• _Request_
Would you pull out every line of the material that contains the string "components"?

• _Input rows_
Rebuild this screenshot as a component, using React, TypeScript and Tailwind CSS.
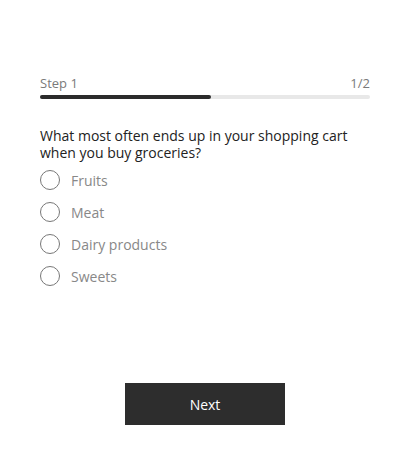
const options = ["Fruits", "Meat", "Dairy products", "Sweets"]

export default function App() {
  return (
    <div className="w-[410px] h-[466px] bg-white font-['Open_Sans',sans-serif] px-10 pt-[74px]">
      <div className="flex justify-between text-[13px] leading-[18px] text-[#7a7a7a]">
        <span>Step 1</span>
        <span>1/2</span>
      </div>
      <div className="mt-[3px] h-1 w-full rounded-full bg-[#e8e8e8]">
        <div className="h-1 w-[171px] rounded-full bg-[#2b2b2b]" />
      </div>

      <p className="mt-[28px] text-[14px] leading-[17px] text-[#222]">
        What most often ends up in your shopping cart when you buy groceries?
      </p>

      <div className="mt-[3px] flex flex-col">
        {options.map((o) => (
          <label key={o} className="flex items-center h-[32px] gap-[11px]">
            <span className="w-5 h-5 rounded-full border border-[#777]" />
            <span className="text-[14px] text-[#888]">{o}</span>
          </label>
        ))}
      </div>

      <div className="flex justify-center mt-[91px]">
        <button className="w-[160px] h-[42px] bg-[#2d2d2d] text-white text-[14px]">Next</button>
      </div>
    </div>
  )
}
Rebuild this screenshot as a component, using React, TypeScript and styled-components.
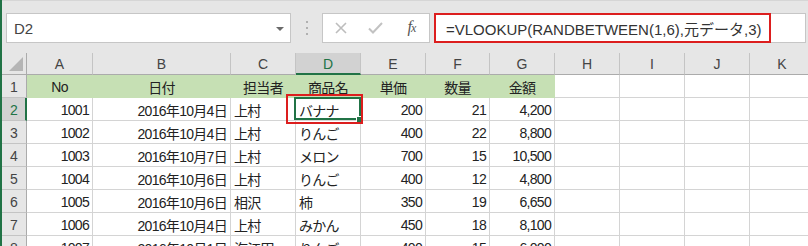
import styled, { createGlobalStyle, css } from "styled-components";

const GlobalStyle = createGlobalStyle`
  html, body {
    margin: 0;
    padding: 0;
    background: #e6e6e6;
  }
  body {
    font-family: "Liberation Sans", "Noto Sans CJK JP", sans-serif;
  }
`;

const GREEN = "#217346";

const Window = styled.div`
  width: 808px;
  height: 246px;
  overflow: hidden;
  box-sizing: border-box;
  border-left: 2px solid ${GREEN};
  background: #e6e6e6;
  display: flex;
  flex-direction: column;
`;

const FormulaBar = styled.div`
  display: flex;
  height: 30px;
  padding: 12px 2px 10px 4px;
  border-top: 1px solid #d6d6d6;
  flex-shrink: 0;
`;

const NameBox = styled.div`
  width: 285px;
  box-sizing: border-box;
  background: #fff;
  border: 1px solid #c6c6c6;
  display: flex;
  align-items: center;
  justify-content: space-between;
  padding: 0 6px 0 7px;
  font-size: 15px;
  color: #444;
`;

const DropArrow = styled.span`
  width: 0;
  height: 0;
  border-left: 4px solid transparent;
  border-right: 4px solid transparent;
  border-top: 4px solid #6a6a6a;
  margin-top: 2px;
`;

const Grip = styled.div`
  width: 31px;
  display: flex;
  flex-direction: column;
  align-items: center;
  justify-content: center;
  gap: 4px;
`;

const GripDot = styled.span`
  width: 2px;
  height: 2px;
  background: #b0b0b0;
`;

const ButtonBox = styled.div`
  width: 108px;
  box-sizing: border-box;
  background: #fff;
  border: 1px solid #c6c6c6;
  display: flex;
  margin-right: 4px;
`;

const BarButton = styled.div`
  width: 36px;
  display: flex;
  align-items: center;
  justify-content: center;
`;

const Fx = styled.span`
  font-family: "Liberation Serif", serif;
  font-style: italic;
  font-size: 16px;
  color: #555;
  letter-spacing: -1px;
  margin-top: -2px;

  small {
    font-size: 12px;
  }
`;

const FormulaBox = styled.div`
  flex: 1;
  background: #fff;
  border: 1px solid #c6c6c6;
  display: flex;
`;

const Highlight = styled.div`
  width: 337px;
  box-sizing: border-box;
  margin: -1px 0 -1px -1px;
  border: 2px solid #dc1e1e;
  display: flex;
  align-items: center;
  padding-left: 10px;
  font-size: 15px;
  color: #333;
  white-space: nowrap;
`;

const Sheet = styled.div`
  display: grid;
  grid-template-columns: 25px 66px 138px 65px 65px 65px 64px 65px 65px 65px 65px 65px;
  grid-template-rows: 22px repeat(8, 23px);
`;

const Corner = styled.div`
  box-sizing: border-box;
  position: relative;
  border-right: 1px solid #ababab;
  border-bottom: 1px solid #ababab;
  background: #e6e6e6;

  &::after {
    content: "";
    position: absolute;
    right: 3px;
    bottom: 3px;
    border-left: 14px solid transparent;
    border-bottom: 14px solid #b5b5b5;
  }
`;

const ColHead = styled.div<{ $active?: boolean }>`
  box-sizing: border-box;
  display: flex;
  align-items: center;
  justify-content: center;
  font-size: 14px;
  color: #444;
  background: #e6e6e6;
  border-right: 1px solid #c4c4c4;
  border-bottom: 1px solid #ababab;
  padding-top: 1px;

  ${({ $active }) =>
    $active &&
    css`
      background: #d2d2d2;
      color: ${GREEN};
      border-bottom: 2px solid ${GREEN};
      padding-top: 2px;
    `}
`;

const RowHead = styled.div<{ $active?: boolean }>`
  box-sizing: border-box;
  display: flex;
  align-items: center;
  justify-content: center;
  font-size: 14px;
  color: #444;
  background: #e6e6e6;
  border-right: 1px solid #ababab;
  border-bottom: 1px solid #c4c4c4;
  padding-top: 1px;

  ${({ $active }) =>
    $active &&
    css`
      background: #d2d2d2;
      color: ${GREEN};
      border-right: 2px solid ${GREEN};
      padding-left: 1px;
    `}
`;

type Align = "left" | "right" | "center";

const Cell = styled.div<{ $align: Align; $fill?: boolean; $active?: boolean }>`
  box-sizing: border-box;
  display: flex;
  align-items: center;
  justify-content: ${({ $align }) =>
    $align === "left" ? "flex-start" : $align === "right" ? "flex-end" : "center"};
  padding: 1px 3px 0 3px;
  font-size: 14px;
  letter-spacing: -0.7px;
  color: #222;
  white-space: nowrap;
  background: #fff;
  border-right: 1px solid #d4d4d4;
  border-bottom: 1px solid #d4d4d4;

  ${({ $fill }) =>
    $fill &&
    css`
      background: #c6e0b4;
      border-color: #c6e0b4;
    `}

  ${({ $active }) =>
    $active &&
    css`
      position: relative;
      z-index: 2;
    `}
`;

const SelectionFrame = styled.span`
  position: absolute;
  left: -2px;
  top: -1px;
  right: -1px;
  bottom: 0;
  border: 2px solid ${GREEN};
`;

const FillHandle = styled.span`
  position: absolute;
  right: -3px;
  bottom: -3px;
  width: 5px;
  height: 5px;
  background: ${GREEN};
  border: 1px solid #fff;
`;

const Annotation = styled.span`
  position: absolute;
  left: -10px;
  top: -4px;
  right: -3px;
  bottom: -4px;
  border: 2px solid #dc1e1e;
`;

const columns = ["A", "B", "C", "D", "E", "F", "G", "H", "I", "J", "K"];
const align: Align[] = ["right", "right", "left", "left", "right", "right", "right"];
const headers = ["No", "日付", "担当者", "商品名", "単価", "数量", "金額"];

const rows = [
  ["1001", "2016年10月4日", "上村", "バナナ", "200", "21", "4,200"],
  ["1002", "2016年10月4日", "上村", "りんご", "400", "22", "8,800"],
  ["1003", "2016年10月7日", "上村", "メロン", "700", "15", "10,500"],
  ["1004", "2016年10月6日", "上村", "りんご", "400", "12", "4,800"],
  ["1005", "2016年10月6日", "相沢", "柿", "350", "19", "6,650"],
  ["1006", "2016年10月4日", "上村", "みかん", "450", "18", "8,100"],
  ["1007", "2016年10月1日", "海江田", "りんご", "400", "15", "6,000"],
];

const CancelIcon = () => (
  <svg width="14" height="14" viewBox="0 0 14 14">
    <path d="M2 2 L12 12 M12 2 L2 12" stroke="#bdbdbd" strokeWidth="1.6" fill="none" />
  </svg>
);

const CheckIcon = () => (
  <svg width="15" height="12" viewBox="0 0 15 12">
    <path d="M1 6.5 L5 10.5 L14 1" stroke="#c2c2c2" strokeWidth="2" fill="none" />
  </svg>
);

export default function App() {
  return (
    <>
      <GlobalStyle />
      <Window>
        <FormulaBar>
          <NameBox>
            <span>D2</span>
            <DropArrow />
          </NameBox>
          <Grip>
            <GripDot />
            <GripDot />
            <GripDot />
          </Grip>
          <ButtonBox>
            <BarButton>
              <CancelIcon />
            </BarButton>
            <BarButton>
              <CheckIcon />
            </BarButton>
            <BarButton>
              <Fx>
                f<small>x</small>
              </Fx>
            </BarButton>
          </ButtonBox>
          <FormulaBox>
            <Highlight>=VLOOKUP(RANDBETWEEN(1,6),元データ,3)</Highlight>
          </FormulaBox>
        </FormulaBar>

        <Sheet>
          <Corner />
          {columns.map((c) => (
            <ColHead key={c} $active={c === "D"}>
              {c}
            </ColHead>
          ))}

          <RowHead>1</RowHead>
          {columns.map((c, i) => (
            <Cell key={c} $align="center" $fill={i < headers.length}>
              {headers[i] ?? ""}
            </Cell>
          ))}

          {rows.map((row, r) => (
            <>
              <RowHead key={`h${r}`} $active={r === 0}>
                {r + 2}
              </RowHead>
              {columns.map((c, i) => {
                const active = r === 0 && c === "D";
                return (
                  <Cell key={`${r}-${c}`} $align={align[i] ?? "left"} $active={active}>
                    {row[i] ?? ""}
                    {active && (
                      <>
                        <SelectionFrame />
                        <FillHandle />
                        <Annotation />
                      </>
                    )}
                  </Cell>
                );
              })}
            </>
          ))}
        </Sheet>
      </Window>
    </>
  );
}
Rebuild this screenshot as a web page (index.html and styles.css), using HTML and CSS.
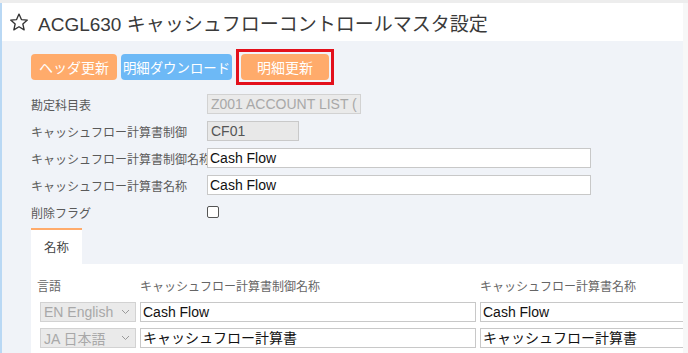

• _Solution for this task_
Rebuild this screenshot as a component, using React, TypeScript and styled-components.
import styled, { createGlobalStyle, css } from "styled-components";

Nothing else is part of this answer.